Public-private partnership dapat digambarkan pada sebuah spektrum dan kemungkinan hubungan-hubungan antara public dan private actors untuk bekerjasama dalam pembangunan. Keuntungan yang dapat diperoleh pada hubungan ini adalah inovasi, kemudahan keuangan, kemampuan pada ilmu teknologi, kemampuan pada pengaturan efisiensi, semangat enterpreneurship, yang dikombinasikan dengan tanggung jawab sosial, kepedulian pada lingkungan, dan pengetahuan dan budaya lokal.

Di tingkat daerah, alokasi anggaran untuk infrastruktur terus meningkat, namun temuan studi KPPOD memperlihatkan bahwa peningkatan anggaran tersebut tidak diikuti dengan peningkatan kualitas infrastruktur. Korupsi dipandang sebagai biang keladi dari ketidaksinkronan antara peningkatan anggaran dengan kualitas infrastrukur. Berbagi macam perbincangan tentang urgensi infrastruktur yang menjadi eskalator pertumbuhan ekonomi disertai dengan perbaikan seluruh elemen ekonomi, sosial masyarkat. Maka, melalui peraturan Presiden Republik Indonesia nomor  38  tahun  2015 tentang kerjasama pemerintah dengan badan usaha dalam penyediaan infrastruktur diharakan, meningkatkan perekonomian nasional, menyejahterakan masyarakat, dan meningkatkan daya saing Indonesia dalam persaingan global dengan menciptakan iklim investasi, mendorong keikutsertaan badan usaha dalam penyediaan infrastruktur dan layanan berdasarkan prinsip-prinsip usaha yang sehat. Sehingga diperlukan pengaturan guna melindungi dan menjaga kepentingan konsumen, masyarakat, dan badan usaha secara berkeadilan.

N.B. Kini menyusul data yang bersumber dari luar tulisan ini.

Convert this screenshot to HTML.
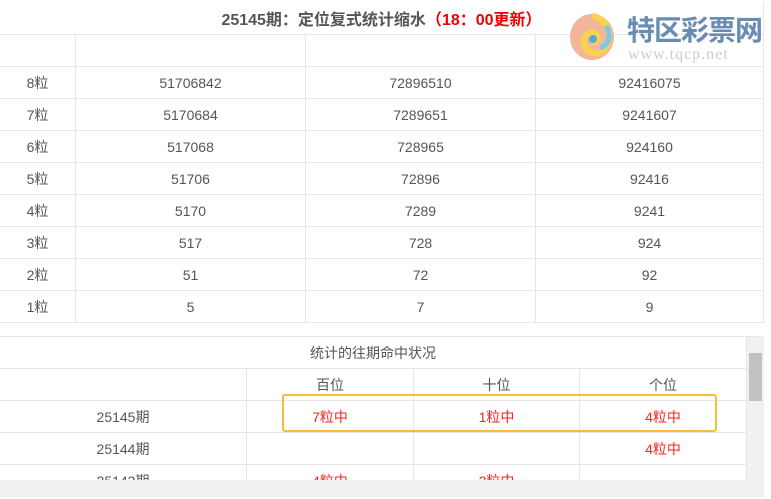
<!DOCTYPE html>
<html><head><meta charset="utf-8"><style>
body{margin:0;width:771px;height:499px;background:#fff;font-family:"Liberation Sans","Noto Sans CJK SC",sans-serif;color:#555;font-size:14px;position:relative;overflow:hidden}
table{border-collapse:collapse;position:absolute;left:0}
td{border:1px solid #e6e6e6;text-align:center;padding:0;height:31px}
#t1{top:2px;width:764px}
#t1 td:first-child{border-left:none}
.title{font-weight:bold;font-size:16px;color:#555;height:32px}
.red{color:#e00}
#p2{position:absolute;left:0;top:336px;width:764px;height:160px;overflow:hidden;border-top:1px solid #e6e6e6}
#t2{top:0;width:747px}
#t2 td{color:#555}
#t2 .r{color:#f22}
.vs{position:absolute;left:747px;top:0;width:17px;height:143px;background:#f1f1f1}
.hs{position:absolute;left:0;top:143px;width:764px;height:17px;background:#f1f1f1}
.thumb{position:absolute;left:749px;top:16px;width:13px;height:48px;background:#c1c1c1}
.hl{position:absolute;left:282px;top:394px;width:435px;height:38px;border:2px solid #f5bd3a;border-radius:3px;box-sizing:border-box}
</style></head><body>
<table id="t1">
<tr><td colspan="4" class="title" style="border-top:none">25145期：定位复式统计缩水<span class="red">（18：00更新）</span></td></tr>
<tr><td style="width:75px"></td><td style="width:229px"></td><td style="width:229px"></td><td></td></tr>
<tr><td>8粒</td><td>51706842</td><td>72896510</td><td>92416075</td></tr>
<tr><td>7粒</td><td>5170684</td><td>7289651</td><td>9241607</td></tr>
<tr><td>6粒</td><td>517068</td><td>728965</td><td>924160</td></tr>
<tr><td>5粒</td><td>51706</td><td>72896</td><td>92416</td></tr>
<tr><td>4粒</td><td>5170</td><td>7289</td><td>9241</td></tr>
<tr><td>3粒</td><td>517</td><td>728</td><td>924</td></tr>
<tr><td>2粒</td><td>51</td><td>72</td><td>92</td></tr>
<tr><td>1粒</td><td>5</td><td>7</td><td>9</td></tr>
</table>
<svg style="position:absolute;left:568px;top:12px" width="50" height="50" viewBox="0 0 50 50">
<ellipse cx="24" cy="25" rx="22" ry="23" fill="#f3b59a"/>
<path d="M24 4 C40 6 46 26 36 38 C30 44 18 42 16 32 C14 24 22 18 28 22 C32 26 28 32 24 30" fill="none" stroke="#f7d44a" stroke-width="6"/>
<path d="M38 14 C44 24 40 34 32 36" fill="none" stroke="#7fc7e8" stroke-width="5"/>
<circle cx="25" cy="27" r="4" fill="#5aa7d6"/>
</svg>
<div style="position:absolute;left:627px;top:14px;font-size:28px;font-weight:bold;color:#6a8cb4;letter-spacing:-1px;line-height:34px">特区彩票网</div>
<div style="position:absolute;left:628px;top:46px;font-size:16px;color:#ccc;font-family:'Liberation Serif',serif;letter-spacing:1px">www.tqcp.net</div>
<div id="p2">
<table id="t2">
<tr><td colspan="4" style="border-left:none;border-top:none">统计的往期命中状况</td></tr>
<tr><td style="width:246px;border-left:none"></td><td style="width:166px">百位</td><td style="width:165px">十位</td><td>个位</td></tr>
<tr><td style="border-left:none">25145期</td><td class="r">7粒中</td><td class="r">1粒中</td><td class="r">4粒中</td></tr>
<tr><td style="border-left:none">25144期</td><td></td><td></td><td class="r">4粒中</td></tr>
<tr><td style="border-left:none">25143期</td><td class="r">4粒中</td><td class="r">2粒中</td><td></td></tr>
</table>
<div class="vs"></div><div class="thumb"></div><div class="hs"></div>
</div>
<div class="hl"></div>
</body></html>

Dari sudut pandang regional yaitu di Provinsi Nusa Tenggara Barat, infrastruktur  perdagangan  tidak memiliki masalah yang berarti, jalan, pelabuhan udara, pelabuhan laut sudah memadai, yang sekarang menjadi tantangan adalah ketersediaan pelabuhan internasional yang dapat menjadi pelabuhan hub untuk menghubungkan produk NTB dengan pasar internasional (Firmansyah dkk, 2015). Rencana gubernur menjadikan kabupaten lombok utara sebagai pelabuhan internasional  merupakan sebuah kebutuhan yang tepat saat ini. Sehingga bukan keniscayaan untuk dapat berperan aktif dan menjadi pemain dalam era global terlebih menyongsong Indonesia emas 2045. Namun demikian yang menjadi perhatian masalah infrastruktur ditingkat desa atau district. Berdasarkan hasil observasi penelitian di kawasan Nipah lombok utara menunjukkan adanya permasalahan infrastruktur yang menghambat pembangunan seperti; Jalan di kawasan perdagangan belum menggunakan aspal, tidak ada pelabuhan kecil, tidak ada kilang minyak, dan lembaga pembiayaan yang menunjang kebutuhan usaha. Padahal kawasan Nipah memiliki potensi untuk berkembang dan menjadi pusat aglomerasi ekonomi dengan memanfaatkan kekayaan lokal dimiliki, pantai yang mempesona, wisata pegunungan yang indah dan sentra perdagangan strategis kemudian di dukung oleh mayoritas pekerjaan penduduk setempat adalah nelayan.